One conclusion is that an impenetrable solenoid with a given flux can be replaced by a space R³ with a line R removed, i.e. R³ \ R on which a non-vanishing A-field exists. This A-field is "pure gauge" locally, i.e. A ~ U* dU with dA = 0, but not globally b/c the line R prevents us from constructing a global gauge function U' to gauge away this A → A' = 0 globally.
This can be extended to more than one flux line R, R', R'', ..., i.e. several lines removed: R³ \ R \R' \ R'' ...
Then there is a non-local flux observable ∫A which corresponds to a topological quantity, the cohomology of the one-form A of the fibre bundle of the U(1) gauge group over the base manifold R³ \ R. This ∫A depends on A and on the the path C via an integer winding number w[C] of the path C w.r.t. the line R.
This can be expressed in terms of the gauge function U = exp(iχ) from which A can be constructed as U* dU, therefore already this U carries the full information on the topological structure.
Note that in principle it's not ∫A which is observed directly but only the fractional part of the flux mod 2π/q (where q is the value of the electric charge of the particle). This is due to the fact that we study the compact gauge group U(1) with U ~ exp(iχ), not only the gauge function χ. This is related to the problem of the logarithm χ of U on R³ \ R. There are continuous single-valued gauge functions U where χ jumps by 2πw along a path C for winding number w[C], the simplest one is χ ~ θ where θ is the cylindrical angle coordinate w.r.t. the z-axis.

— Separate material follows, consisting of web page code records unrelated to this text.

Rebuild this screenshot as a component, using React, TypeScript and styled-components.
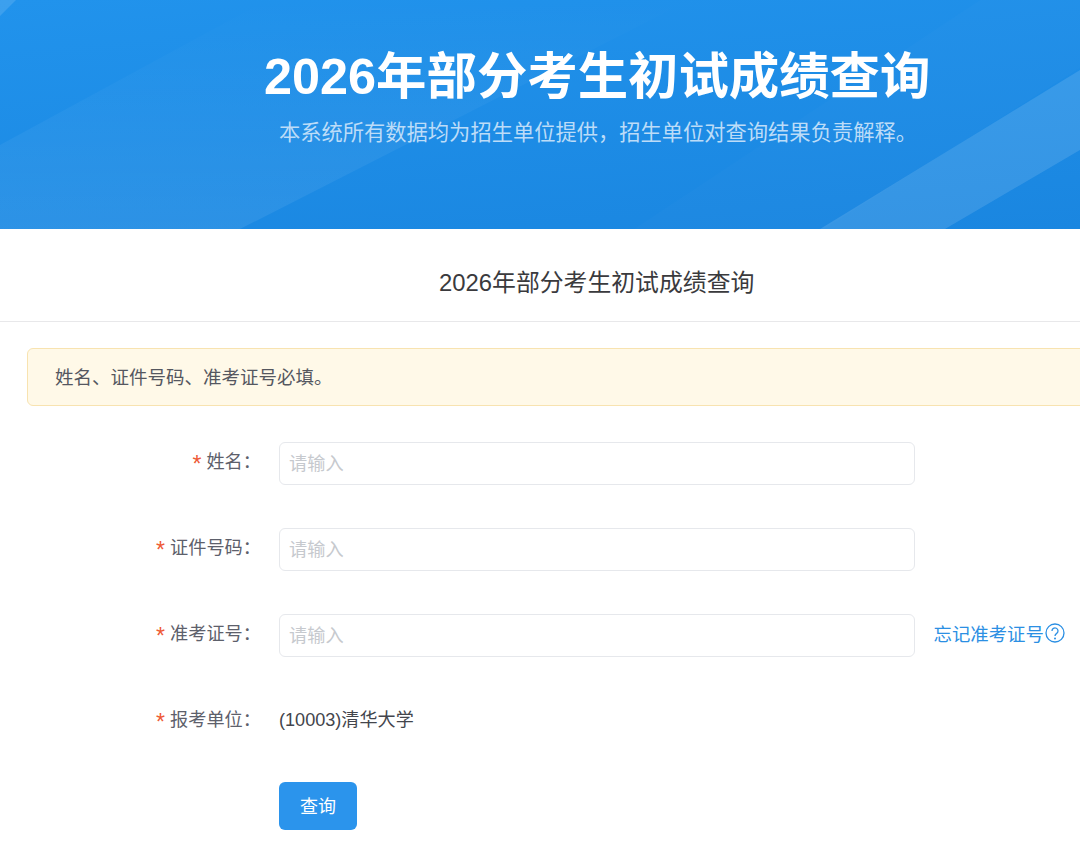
import styled, { createGlobalStyle } from "styled-components";

const GlobalStyle = createGlobalStyle`
  html, body {
    margin: 0;
    padding: 0;
    background: #fff;
    overflow: hidden;
  }
  body {
    font-family: "Liberation Sans", "Noto Sans CJK SC", sans-serif;
  }
  * {
    box-sizing: border-box;
  }
`;

const fields = [
  { label: "姓名", hint: false },
  { label: "证件号码", hint: false },
  { label: "准考证号", hint: true },
];

const App = () => {
  return (
    <Page>
      <GlobalStyle />
      <Banner>
        <BannerArt viewBox="0 0 1080 229" preserveAspectRatio="none" aria-hidden="true">
          <defs>
            <linearGradient id="bandFade" x1="0" y1="0" x2="0" y2="1">
              <stop offset="0" stopColor="#fff" stopOpacity="0" />
              <stop offset="1" stopColor="#fff" stopOpacity="0.075" />
            </linearGradient>
          </defs>
          <polygon points="0,0 16,0 0,16" fill="#fff" opacity="0.12" />
          <polygon points="0,145 267,0 690,0 240,229 0,229" fill="url(#bandFade)" />
          <polygon points="634,229 980,0 1080,0 1080,68 824,229" fill="#fff" opacity="0.015" />
          <polygon points="820,229 1080,70 1080,150 945,229" fill="#fff" opacity="0.12" />
        </BannerArt>
        <BannerTitle>2026年部分考生初试成绩查询</BannerTitle>
        <BannerNote>本系统所有数据均为招生单位提供，招生单位对查询结果负责解释。</BannerNote>
      </Banner>
      <PageTitle>2026年部分考生初试成绩查询</PageTitle>
      <Notice>姓名、证件号码、准考证号必填。</Notice>
      <Form>
        {fields.map((field) => (
          <Row key={field.label}>
            <Label>{field.label}：</Label>
            <Input placeholder="请输入" readOnly />
            {field.hint && (
              <HintLink>
                忘记准考证号
                <HintIcon viewBox="0 0 20 20" aria-hidden="true">
                  <circle cx="10" cy="10" r="9" />
                  <path d="M7 8a3 3 0 1 1 4.7 2.4c-1.1.8-1.7 1.3-1.7 2.6" />
                  <circle className="dot" cx="10" cy="15.4" r="1" />
                </HintIcon>
              </HintLink>
            )}
          </Row>
        ))}
        <Row>
          <Label>报考单位：</Label>
          <Value>(10003)清华大学</Value>
        </Row>
        <Actions>
          <QueryButton type="button">查询</QueryButton>
        </Actions>
      </Form>
    </Page>
  );
};

export default App;

const Page = styled.div`
  width: 1080px;
  height: 848px;
  overflow: hidden;
  background: #fff;
`;

const Banner = styled.header`
  position: relative;
  height: 229px;
  padding: 45px 0 0 264px;
  overflow: hidden;
  background: linear-gradient(175deg, #2193ec 0%, #1a86e0 100%);
`;

const BannerArt = styled.svg`
  position: absolute;
  inset: 0;
  width: 100%;
  height: 100%;
`;

const BannerTitle = styled.h1`
  position: relative;
  margin: 0;
  font-size: 50.4px;
  line-height: 64px;
  font-weight: 700;
  color: #fff;
  white-space: nowrap;
`;

const BannerNote = styled.p`
  position: relative;
  margin: 9px 0 0 15px;
  font-size: 21.27px;
  line-height: 30px;
  color: #bcdcf8;
  white-space: nowrap;
`;

const PageTitle = styled.h2`
  height: 93px;
  margin: 0;
  padding-left: 439px;
  border-bottom: 1px solid #e8e8ea;
  font-size: 23.85px;
  line-height: 107px;
  font-weight: 400;
  color: #3a3a3d;
  white-space: nowrap;
`;

const Notice = styled.div`
  width: 1100px;
  height: 58px;
  margin: 26px 0 0 27px;
  padding-left: 27px;
  border: 1px solid #f8e3b0;
  border-radius: 6px;
  background: #fff9e8;
  font-size: 18.5px;
  line-height: 57px;
  color: #55575f;
`;

const Form = styled.form`
  display: flex;
  flex-direction: column;
  gap: 43px;
  margin-top: 36px;
`;

const Row = styled.div`
  display: flex;
  align-items: center;
  height: 43px;
`;

const Label = styled.label`
  width: 261px;
  margin-right: 18px;
  margin-bottom: 4px;
  text-align: right;
  font-size: 18.2px;
  color: #5d606b;
  white-space: nowrap;

  &::before {
    content: "*";
    margin-right: 5px;
    font-size: 23px;
    line-height: 1;
    vertical-align: -4px;
    color: #ee5a36;
  }
`;

const Input = styled.input`
  width: 636px;
  height: 43px;
  padding: 1px 10px 0 9px;
  border: 1px solid #e6e8ec;
  border-radius: 6px;
  outline: none;
  background: #fff;
  font-family: inherit;
  font-size: 18.2px;
  color: #333;

  &::placeholder {
    color: #c6c9ce;
  }
`;

const HintLink = styled.a`
  display: flex;
  align-items: center;
  margin: 0 0 6px 18.5px;
  font-size: 18.4px;
  color: #2b8fe3;
  white-space: nowrap;
`;

const HintIcon = styled.svg`
  width: 20px;
  height: 20px;
  margin-left: 1px;
  fill: none;
  stroke: currentColor;
  stroke-width: 1.3;

  .dot {
    fill: currentColor;
    stroke: none;
  }
`;

const Value = styled.span`
  margin-bottom: 8px;
  font-size: 18.1px;
  color: #43454c;
  white-space: nowrap;
`;

const Actions = styled.div`
  margin-top: -4px;
  padding-left: 279px;
`;

const QueryButton = styled.button`
  width: 78px;
  height: 48px;
  padding: 0 0 2px;
  border: none;
  border-radius: 6px;
  background: #2b94ec;
  font-family: inherit;
  font-size: 18px;
  color: #fff;
`;
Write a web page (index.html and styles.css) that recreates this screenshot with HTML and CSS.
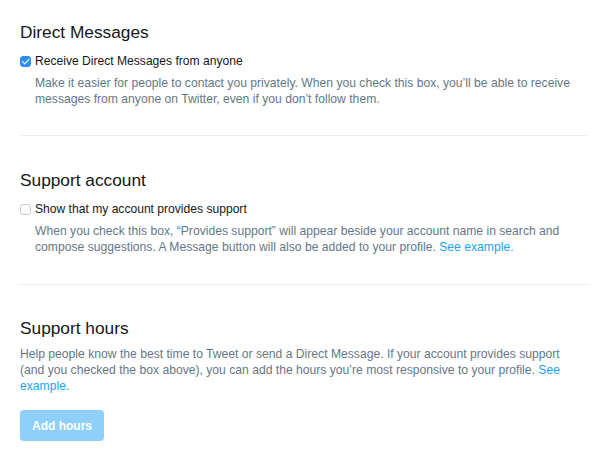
FILE: index.html
```html
<!DOCTYPE html>
<html lang="en">
<head>
    <meta charset="UTF-8">
    <meta name="viewport" content="width=device-width, initial-scale=1.0">
    <title>Settings - Safety</title>
    <link rel="stylesheet" href="styles.css">
</head>
<body>

    <div class="settings">

        <!-- Direct Messages -->
        <div class="section first">
            <h3>Direct Messages</h3>
            <label class="check-row">
                <input type="checkbox" checked>
                <span>Receive Direct Messages from anyone</span>
            </label>
            <p class="hint indented">Make it easier for people to contact you privately. When you check this box, you’ll be able to receive messages from anyone on Twitter, even if you don’t follow them.</p>
        </div>

        <!-- Support account -->
        <div class="section">
            <h3>Support account</h3>
            <label class="check-row">
                <input type="checkbox">
                <span>Show that my account provides support</span>
            </label>
            <p class="hint indented">When you check this box, “Provides support” will appear beside your account name in search and compose suggestions. A Message button will also be added to your profile. <a href="#">See example.</a></p>
        </div>

        <!-- Support hours -->
        <div class="section last">
            <h3>Support hours</h3>
            <p class="hint">Help people know the best time to Tweet or send a Direct Message. If your account provides support (and you checked the box above), you can add the hours you’re most responsive to your profile. <a href="#">See example.</a></p>
            <button class="btn" disabled>Add hours</button>
        </div>

    </div>

</body>
</html>
```

FILE: styles.css
```css
body { margin: 0; background: #fff; font-family: "Liberation Sans", Arial, sans-serif; color: #14171a; }
.settings { padding: 0 12px 0 20px; }

.section { padding: 33px 0 29px; border-bottom: 1px solid #e6ecf0; }
.section.first { padding-top: 21px; padding-bottom: 28px; }
.section.last { border-bottom: none; padding-top: 32px; padding-bottom: 16px; }

h3 { margin: 0 0 10px; font-size: 17.3px; font-weight: normal; line-height: 22px; }
.section.last h3 { margin-bottom: 7px; }

.check-row { display: flex; align-items: center; gap: 4px; font-size: 12.1px; line-height: 16px; margin-bottom: 6px; }
.check-row input {
    -webkit-appearance: none; appearance: none; margin: 0;
    width: 11px; height: 11px; border: 1px solid #c4c9cd; border-radius: 3px;
    background: #fff; position: relative; flex-shrink: 0;
}
.check-row input:checked { background: #2f8ef4; border-color: #2f8ef4; }
.check-row input:checked::after {
    content: ""; position: absolute; left: 3px; top: 0.5px;
    width: 2.5px; height: 5.5px; border: solid #fff; border-width: 0 1.5px 1.5px 0;
    transform: rotate(45deg);
}

.hint { margin: 0; padding-right: 12px; font-size: 12.15px; line-height: 16px; color: #657786; }
.hint.indented { padding-left: 15px; }
.hint a { color: #1da1f2; text-decoration: none; }

.btn {
    display: block; margin-top: 16px; padding: 0 12px; height: 31px;
    background: #8ed0f9; color: #fff; border: none; border-radius: 4px;
    font-family: inherit; font-size: 12px; font-weight: bold;
}
```
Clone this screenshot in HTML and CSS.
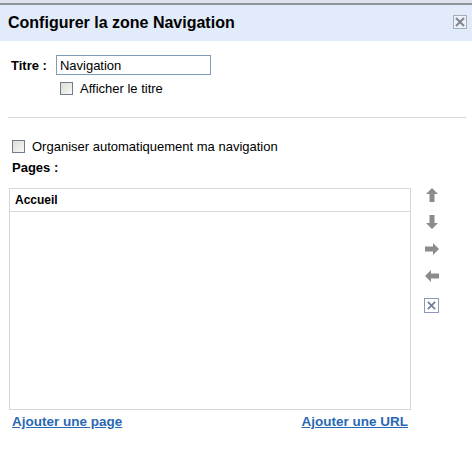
FILE: index.html
```html
<!DOCTYPE html>
<html lang="fr">
<head>
  <meta charset="UTF-8">
  <title>Configurer la zone Navigation</title>
  <link rel="stylesheet" href="styles.css">
</head>
<body>
  <div class="topbar"></div>

  <!-- En-tête -->
  <div class="dialog-header">
    <h1>Configurer la zone Navigation</h1>
    <button class="close-btn" title="Fermer">
      <svg width="10" height="10" viewBox="0 0 10 10"><path d="M1 1L9 9M9 1L1 9" stroke="#7d8594" stroke-width="2"/></svg>
    </button>
  </div>

  <div class="dialog-body">
    <div class="title-row">
      <label class="field-label" for="titre">Titre :</label>
      <input id="titre" class="text-input" type="text" value="Navigation">
    </div>
    <label class="check-row indent">
      <input type="checkbox" class="check">
      <span>Afficher le titre</span>
    </label>

    <hr class="sep">

    <label class="check-row auto">
      <input type="checkbox" class="check">
      <span>Organiser automatiquement ma navigation</span>
    </label>
    <div class="field-label pages-label">Pages :</div>

    <div class="pages">
      <div class="page-list">
        <div class="page-item">Accueil</div>
      </div>
      <div class="tools">
        <button class="tool" title="Monter">
          <svg width="12" height="14" viewBox="0 0 12 14"><path d="M6 0L12 6H8.5V14H3.5V6H0Z" fill="#8c8c8c"/></svg>
        </button>
        <button class="tool" title="Descendre">
          <svg width="12" height="14" viewBox="0 0 12 14"><path d="M6 14L12 8H8.5V0H3.5V8H0Z" fill="#8c8c8c"/></svg>
        </button>
        <button class="tool" title="Droite">
          <svg width="14" height="12" viewBox="0 0 14 12"><path d="M14 6L8 0V3.5H0V8.5H8V12Z" fill="#8c8c8c"/></svg>
        </button>
        <button class="tool" title="Gauche">
          <svg width="14" height="12" viewBox="0 0 14 12"><path d="M0 6L6 0V3.5H14V8.5H6V12Z" fill="#8c8c8c"/></svg>
        </button>
        <button class="tool delete" title="Supprimer">
          <svg width="9" height="9" viewBox="0 0 10 10"><path d="M1 1L9 9M9 1L1 9" stroke="#6f7f9c" stroke-width="2"/></svg>
        </button>
      </div>
    </div>

    <div class="links">
      <a href="#">Ajouter une page</a>
      <a href="#">Ajouter une URL</a>
    </div>
  </div>
</body>
</html>
```

FILE: styles.css
```css
* {
  margin: 0;
  padding: 0;
  box-sizing: border-box;
}

body {
  font-family: "Liberation Sans", Arial, sans-serif;
  font-size: 13px;
  color: #000;
  background: #fff;
}

/* Barre du haut */
.topbar {
  height: 5px;
  background: #dde2ee;
  border-bottom: 2px solid #8d929b;
}

.dialog-header {
  height: 36px;
  background: #e1ebf9;
  display: flex;
  align-items: center;
  justify-content: space-between;
  padding: 0 5px 0 8px;
}

.dialog-header h1 {
  font-size: 16px;
  font-weight: bold;
  margin-top: -1px;
}

.close-btn {
  width: 14px;
  height: 14px;
  border: 1px solid #a7adb8;
  background: #eef2f8;
  display: flex;
  align-items: center;
  justify-content: center;
  cursor: pointer;
  margin-top: -2px;
}

/* Corps */
.dialog-body {
  padding: 14px 6px 0 9px;
}

.title-row {
  display: flex;
  align-items: center;
  gap: 9px;
  padding-left: 2px;
}

.field-label {
  font-weight: bold;
}

.text-input {
  width: 155px;
  height: 20px;
  border: 1px solid #7f9db9;
  font-family: inherit;
  font-size: 13px;
  padding: 0 3px;
  outline: none;
}

.check-row {
  display: flex;
  align-items: center;
  gap: 7px;
}

.check-row.indent {
  margin-top: 6px;
  padding-left: 51px;
}

.check {
  appearance: none;
  width: 13px;
  height: 13px;
  border: 1px solid #707d8f;
  background: linear-gradient(135deg, #dcdcd6, #f8f8f6);
  flex-shrink: 0;
}

.sep {
  border: none;
  border-top: 1px solid #d4d7dc;
  margin: 21px 0 21px -1px;
}

.check-row.auto {
  padding-left: 3px;
}

.pages-label {
  margin: 6px 0 0 3px;
}

/* Liste des pages */
.pages {
  display: flex;
  margin-top: 13px;
}

.page-list {
  width: 402px;
  height: 222px;
  border: 1px solid #d6d6d6;
}

.page-item {
  font-size: 12px;
  font-weight: bold;
  padding: 4px 5px;
  height: 23px;
  border-bottom: 1px solid #d6d6d6;
}

.tools {
  display: flex;
  flex-direction: column;
  align-items: center;
  gap: 13px;
  width: 38px;
  padding-left: 3px;
}

.tool {
  border: none;
  background: none;
  width: 16px;
  height: 14px;
  display: flex;
  align-items: center;
  justify-content: center;
  cursor: pointer;
}

.tool.delete {
  margin-top: 2px;
  width: 15px;
  height: 15px;
  border: 1px solid #8c9ab6;
  background: #fff;
}

/* Liens */
.links {
  display: flex;
  justify-content: space-between;
  width: 402px;
  padding: 4px 3px 0 3px;
}

.links a {
  color: #2a68b4;
  font-size: 13.5px;
  font-weight: bold;
  text-decoration: underline;
}
```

So this results in a quite complex structure of the gauge group defined over R³ \ R; one may see this by applying the following gauge fixings:
1) gauging away A° = 0
2) gauging away A³ = 0 (we assume that the line R corresponds to the z-axis) with a time-indep. gauge function respecting A° = 0
(up to now this is standard)
3) now there is a residual gauge symmetry with t- and z-indep. gauge transformations U respecting A° = 0 and A³ = 0 such that the integral part of the flux is still unobservable, i.e. related to a global residual gauge symmetry
So the Aharonov-Bohm effect is related to a physical observable
\phi_C = \oint_C A \;\text{mod}\; 2\pi
which is the "fractional part of the flux".
This is defined in terms of a pure gauge vector potential
A = U^\dagger i\nabla U
which is sensitive to the topology of the base manifold, i.e. we have
\phi_C = \phi_C
So neither the base manifold nor the gauge group alone are sufficient top describe the Aharonov-Bohm effect; what really matters is the topology of the fibre bundle F which locally (i.e. for each point of the base manifold M) looks like a direct product F ~ M * U(1); but a non-trivial structure of M, i.e. R³ \ R induces a non-trivial structure of F, and we finally arrive at the conclusion that the physical observable is sensitive to
\phi_C = \phi_C[F]